1. Make a roux with the flour and olive oil in a nonstick frying pan–stir them together while heating for a minute or so until the mixture bubbles slightly.

2. Turn off the heat and add the milk a very little at a time while mixing with a spatula to make a smooth paste that eventually thins out without lumps.

3. Reheat the pan, stirring in the mozzarella, basil, nutmeg and lemon rind. The mixture should thicken as it nears a boil and the cheese should melt and incorporate. Turn off the heat.

Assembly and cooking:

Have a pyrex pie plate or casserole with a microwaveable lid ready to hold the ravioli.

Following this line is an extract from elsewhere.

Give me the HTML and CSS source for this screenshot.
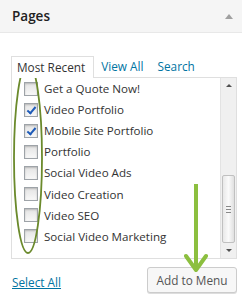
FILE: index.html
```html
<!DOCTYPE html>
<html>
<head>
<meta charset="UTF-8">
<title>Pages</title>
<link rel="stylesheet" href="styles.css">
</head>
<body>
<div class="widget">
  <div class="widget-top">
    <h3>Pages</h3>
    <span class="toggle"></span>
  </div>
  <div class="widget-inside">
    <ul class="tabs">
      <li class="tab active">Most Recent</li>
      <li class="tab"><a href="#">View All</a></li>
      <li class="tab"><a href="#">Search</a></li>
    </ul>
    <div class="panel">
      <ul class="checklist">
        <li><span class="box"></span>Get a Quote Now!</li>
        <li><span class="box checked"></span>Video Portfolio</li>
        <li><span class="box checked"></span>Mobile Site Portfolio</li>
        <li><span class="box"></span>Portfolio</li>
        <li><span class="box"></span>Social Video Ads</li>
        <li><span class="box"></span>Video Creation</li>
        <li><span class="box"></span>Video SEO</li>
        <li><span class="box"></span>Social Video Marketing</li>
      </ul>
      <div class="scrollbar">
        <span class="arrow up"></span>
        <div class="track"><div class="thumb"><span class="grip"></span></div></div>
        <span class="arrow down"></span>
      </div>
    </div>
    <div class="actions">
      <a href="#" class="select-all">Select All</a>
      <button class="add-btn">Add to Menu</button>
    </div>
  </div>

  <!-- annotations drawn over the screenshot -->
  <svg class="mark-ellipse" width="32" height="194" viewBox="0 0 32 194">
    <ellipse cx="16" cy="97" rx="14" ry="95" fill="none" stroke="#6b8a2c" stroke-width="1.8"/>
  </svg>
  <svg class="mark-arrow" width="24" height="92" viewBox="0 0 24 92">
    <line x1="12" y1="0" x2="12" y2="84" stroke="#8cbf3f" stroke-width="4"/>
    <polyline points="2,72 12,86 22,72" fill="none" stroke="#8cbf3f" stroke-width="4" stroke-linejoin="round" stroke-linecap="round"/>
  </svg>
</div>
</body>
</html>
```
FILE: styles.css
```css
body {
  margin: 0;
  font-family: "Open Sans", "Liberation Sans", sans-serif;
  color: #333;
  background-color: #fff;
}
.widget {
  position: relative;
  width: 242px;
  height: 301px;
  overflow: hidden;
}
.widget-top {
  height: 32px;
  background-color: #f5f5f5;
  border-bottom: 1px solid #e8e8e8;
  display: flex;
  align-items: center;
  justify-content: space-between;
  padding: 0 9px 0 12px;
}
.widget-top h3 {
  margin: 0;
  font-size: 13.5px;
  font-weight: 600;
  color: #222;
}
.toggle {
  width: 0;
  height: 0;
  border-left: 4px solid transparent;
  border-right: 4px solid transparent;
  border-bottom: 5px solid #a0a0a0;
}
.widget-inside {
  padding: 23px 5px 0 11px;
}
.tabs {
  list-style: none;
  margin: 0;
  padding: 0;
  display: flex;
  font-size: 11.8px;
  height: 21px;
}
.tab {
  padding: 1px 7px 0 7px;
  line-height: 19px;
}
.tab a {
  color: #0074a2;
  text-decoration: none;
}
.tab.active {
  border: 1px solid #dfdfdf;
  border-bottom: none;
  background-color: #fff;
  position: relative;
  z-index: 1;
  margin-bottom: -1px;
  height: 20px;
  padding: 1px 8px 0 5px;
}
.panel {
  border: 1px solid #dfdfdf;
  height: 180px;
  display: flex;
}
.checklist {
  list-style: none;
  margin: 0;
  padding: 0 0 0 12px;
  flex: 1;
  font-size: 11.6px;
}
.checklist li {
  height: 21.1px;
  display: flex;
  align-items: center;
  white-space: nowrap;
}
.box {
  box-sizing: border-box;
  width: 14px;
  height: 14px;
  border: 1px solid #9ea3a8;
  background: linear-gradient(#e4e4e4, #f8f8f8);
  box-shadow: inset 0 1px 2px rgba(0,0,0,0.2);
  margin-right: 6px;
  position: relative;
  flex-shrink: 0;
}
.box.checked::after {
  content: "";
  position: absolute;
  left: 4px;
  top: 1px;
  width: 3px;
  height: 7px;
  border-right: 2px solid #1e5bb8;
  border-bottom: 2px solid #1e5bb8;
  transform: rotate(40deg);
}
.scrollbar {
  width: 15px;
  background-color: #f0f0f0;
  border-left: 1px solid #e3e3e3;
  display: flex;
  flex-direction: column;
}
.arrow {
  height: 15px;
  display: flex;
  align-items: center;
  justify-content: center;
}
.arrow.up::before {
  content: "";
  border-left: 3px solid transparent;
  border-right: 3px solid transparent;
  border-bottom: 3px solid #505050;
}
.arrow.down::before {
  content: "";
  border-left: 3px solid transparent;
  border-right: 3px solid transparent;
  border-top: 3px solid #505050;
}
.track {
  flex: 1;
  display: flex;
  flex-direction: column;
  justify-content: flex-end;
  padding: 0 1px;
}
.thumb {
  height: 66px;
  background: linear-gradient(to right, #e8e8e8, #fafafa 50%, #e0e0e0);
  border: 1px solid #c0c0c0;
  border-radius: 2px;
  display: flex;
  align-items: center;
  justify-content: center;
}
.grip {
  width: 5px;
  height: 5px;
  border-top: 1px solid #888;
  border-bottom: 1px solid #888;
  position: relative;
}
.grip::after {
  content: "";
  position: absolute;
  left: 0;
  right: 0;
  top: 2px;
  border-top: 1px solid #888;
}
.actions {
  display: flex;
  justify-content: space-between;
  align-items: center;
  padding: 8px 0 0 1px;
}
.select-all {
  font-size: 11.8px;
  color: #0074a2;
  text-decoration: underline;
  margin-top: 3px;
}
.add-btn {
  box-sizing: border-box;
  font-family: "Open Sans", "Liberation Sans", sans-serif;
  font-size: 11.8px;
  color: #555;
  background-color: #f7f7f7;
  border: 1px solid #ccc;
  border-radius: 3px;
  box-shadow: 0 1px 0 #ddd;
  height: 26px;
  width: 90px;
  padding: 0;
  white-space: nowrap;
}
.mark-ellipse {
  position: absolute;
  left: 12px;
  top: 61px;
}
.mark-arrow {
  position: absolute;
  left: 184px;
  top: 184px;
}
```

Put water in a soupbowl and separate the wrappers out on a plate.

1. To stuff the wrappers, dip a wrapper in the bowl to wet it on one side, then place a heaping teaspoon of filling in the middle of the wet side and fold the wrapper into a half-moon, pinching the edges together to seal them and squeezing out any air as you go around. Set each filled ravioli with the curved, pinched edge standing up in the pie plate. Fill as many wrappers as you can–it might be about 20 ravioli or so–and arrange them as best possible in a single layer in the pie plate. Store any remaining wrappers in a plastic sandwich bag in the freezer.
2. To cook, carefully pour a scant 1/4″ of water into the bottom of the pie plate between the ravioli. Cover the pie plate with a microwaveable lid and microwave on high for 2 min. to steam the ravioli somewhat and prevent raw dough on the bottom–never a nice surprise. If your lid is thick pyrex, you might need a little extra time, but check first–the dough should be turning translucent and cooked-looking. If it needs more time, take a soupspoon and run it with a little water over the tops of the ravioli to prevent scorching before covering and microwaving another 30 seconds or so.
3. Then uncover and spread the thickened cheese sauce over the entire plateful of ravioli, filling in the cracks where possible. Cover again and microwave 5 min. on high.